The relevant portion of section 10(1)(o)(ii) reads as follows:

“There shall be exempt from normal tax any form of remuneration to the extent to which that remuneration does not exceed 1,25million Rand in respect of a year of assessment is received or accrues to any employee during any year of assessment by way of salary, leave pay, wage, overtime pay, bonus, gratuity, commission, fee, emolument or allowance including any amount referred to in paragraph (i) of the definition of gross income in section 1 or an amount referred to in section 8, 8B or 8C, in respect of services rendered outside the Republic by that employee for or on behalf of any employer if that employee was outside the Republic-“ …

In terms of section 10(1)(o)(ii), only the following foreign remuneration types can be exempt:

  1. Salary
  2. Leave pay
  3. Wage
  4. Overtime pay
  5. Bonus
  6. Gratuity
  7. Commission
  8. Fee
  9. Emolument
  10. (General) allowances
  11. Taxable fringe benefits (section 1: gross income paragraph(i))
  12. (Special) allowances (section 8: travel, subsistence, and public office allowances)
  13. Amounts derived from broad-based employee share plans (section 8B)
  14. Amounts received in respect of a share vesting (section 8C).

 

Code 4587 Validation Rules

Code 4587 (Section 10(1)(o)(ii) exemption taken into account by the employer for PAYE purposes) was added to the PAYE BRS earlier in 2020 and is included in the current version 19.4 with effect from the 2020/21 tax year onwards.

Employers must report the total remuneration as defined by section 10(1)(o)(ii) that the employer has taken into account in the current tax year for PAYE calculation and withholding purposes.

Due to uncertainty regarding the validation rules, the PAGSA requested that SARS relax the application of the validation rules for code 4587for the August 2020 mid-year tax certificate submissions.

 

Code 4587 Validation Relaxation

SARS have agreed to relax the code 4587 validation rules, confirmed in the following notice.

 

NOTICE TO STAKEHOLDER/EMPLOYERS

Information Code 4587 –Section 10(1)(o)(ii) exemption taken into account by the employer for PAYE purposes: Relaxation of validation rules for August 2020 (202008) Employer Interim Reconciliation

SARS acknowledges concerns raised by payrolls that the application of the current validation rules for code 4587 may result in certain employers not being able to submit their interim IRP5/IT3(a) certificate information.

These validation rules as specified in the SARS Business Requirements Specification: PAYE Employer Reconciliation (2020 Release) version 19.4 will be relaxed for the August 2020 Employer Interim Reconciliation submission.

The relaxation of the validation rules will be implemented during the weekend of 19 September 2020 and the affected employers are requested not to submit their Interim Reconciliation documents before Monday, 21 September 2020.

These validation rules will be reviewed and clearly defined to provide clarity.
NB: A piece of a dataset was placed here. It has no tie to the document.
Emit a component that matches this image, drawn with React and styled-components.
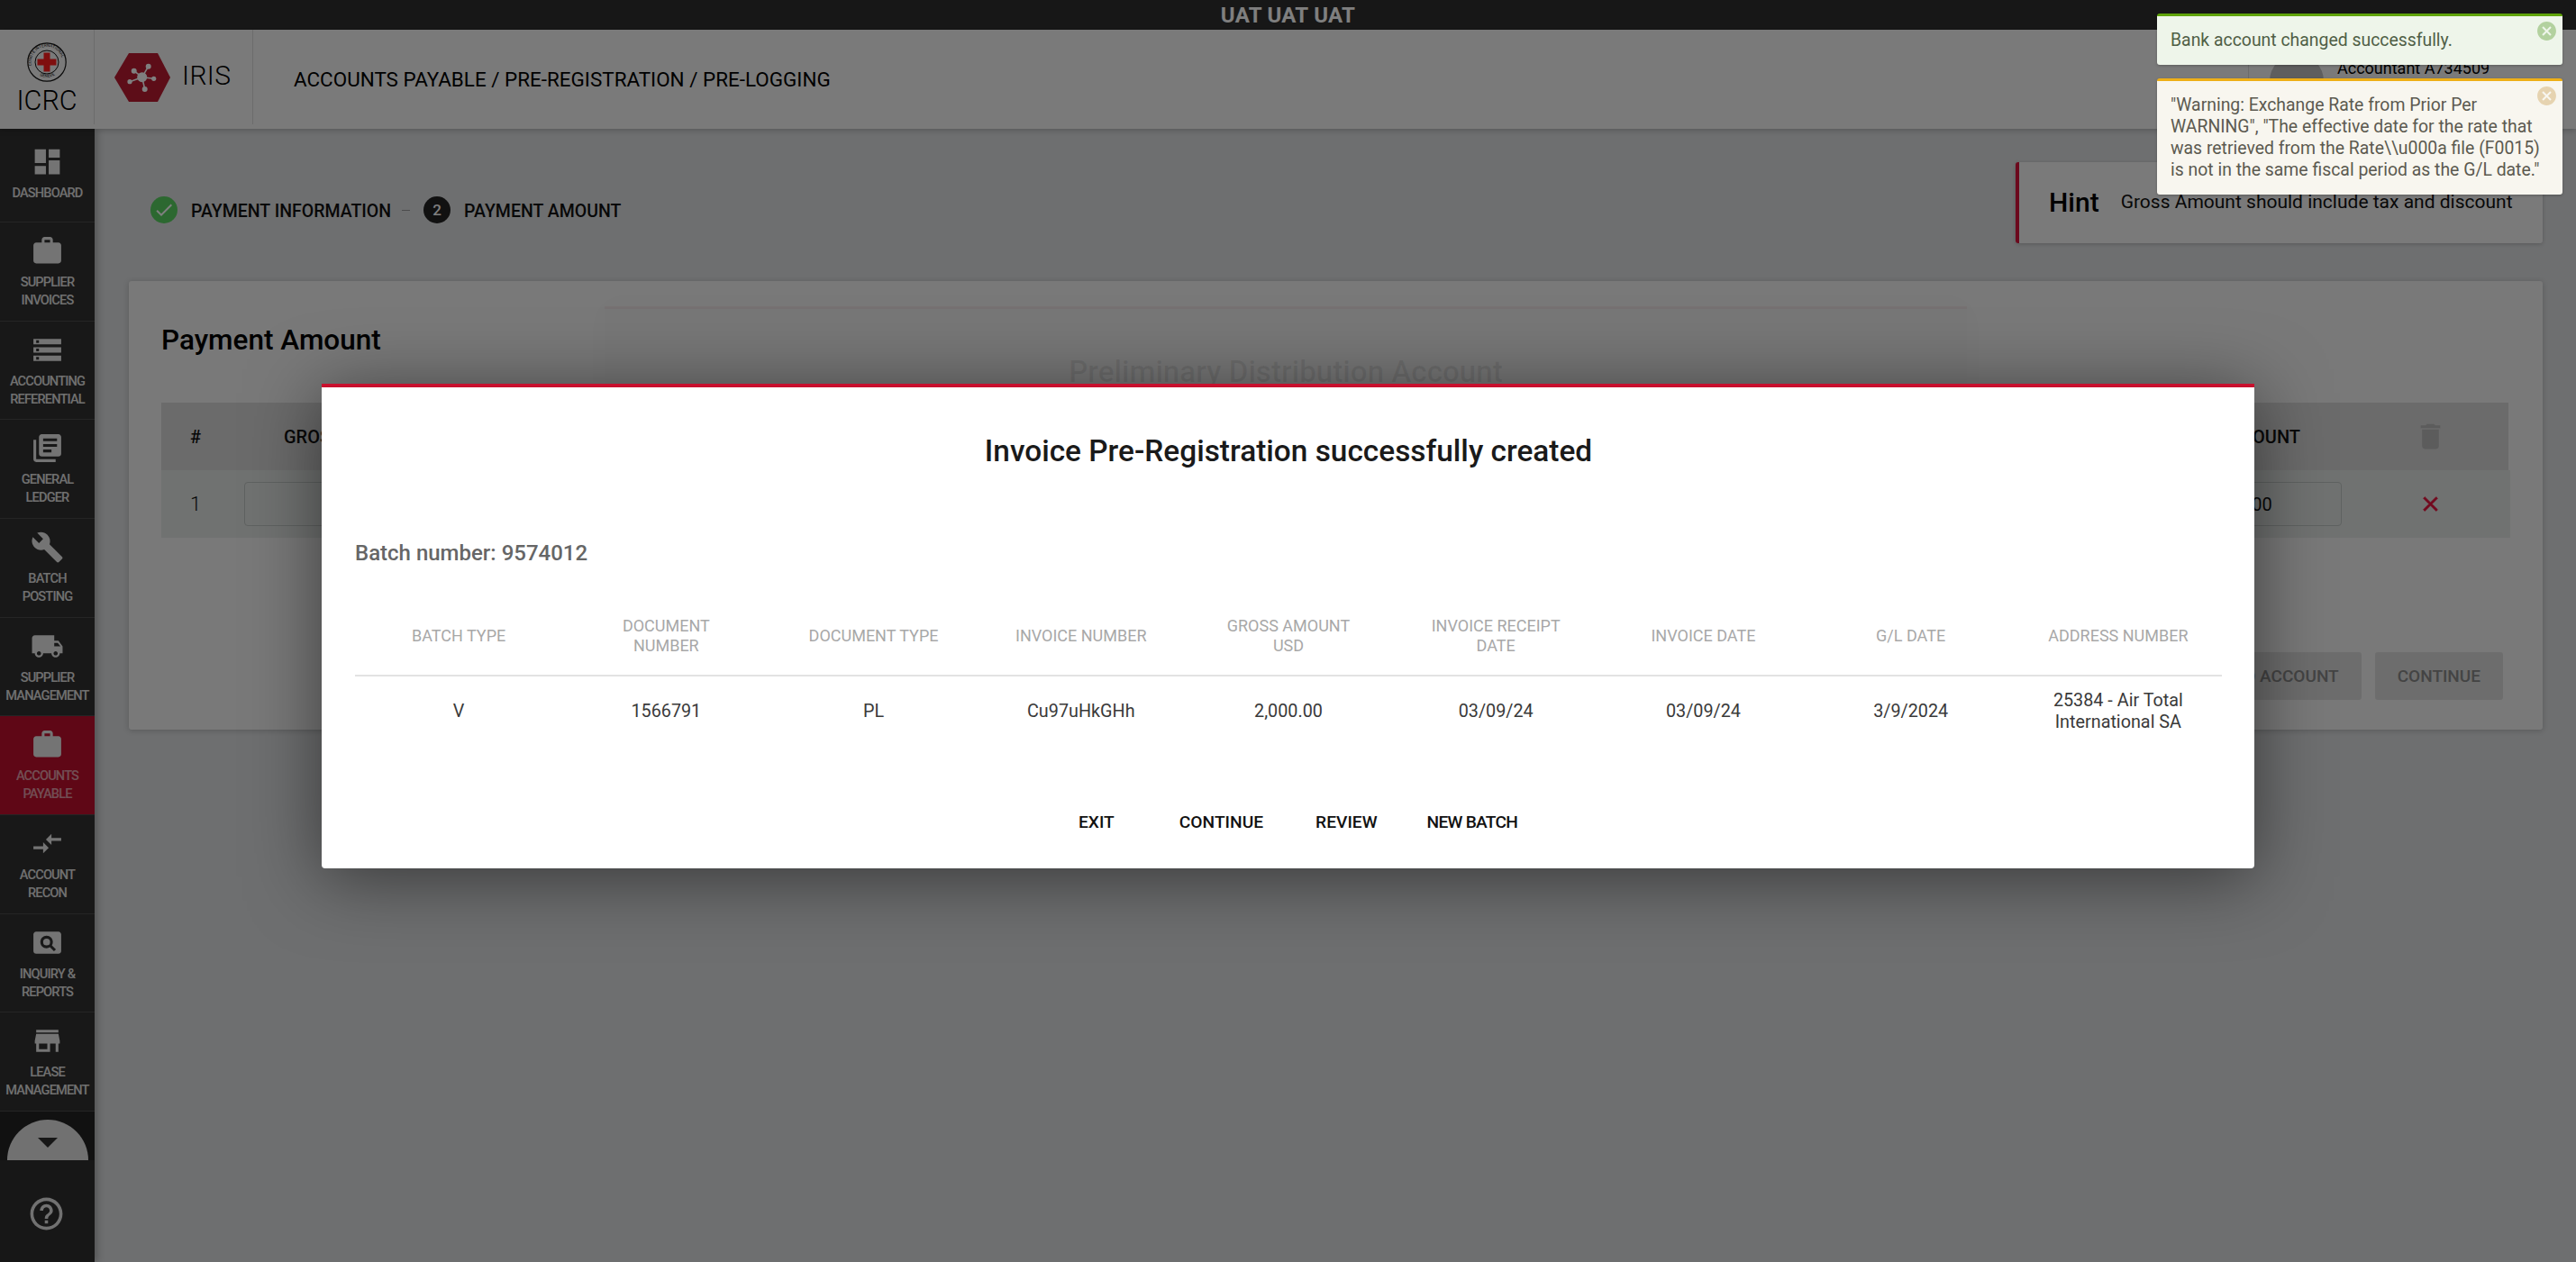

An updated SARS Business Requirements Specification: PAYE Employer Reconciliation (2020 Release) will be issued shortly and the amended validation rules willbe implemented towards the end of 2020.

Note that any February 2021 (202102) submission that is submitted before the implementation of the revised validations will be processed in accordance with the relaxed validation rules for code 4587.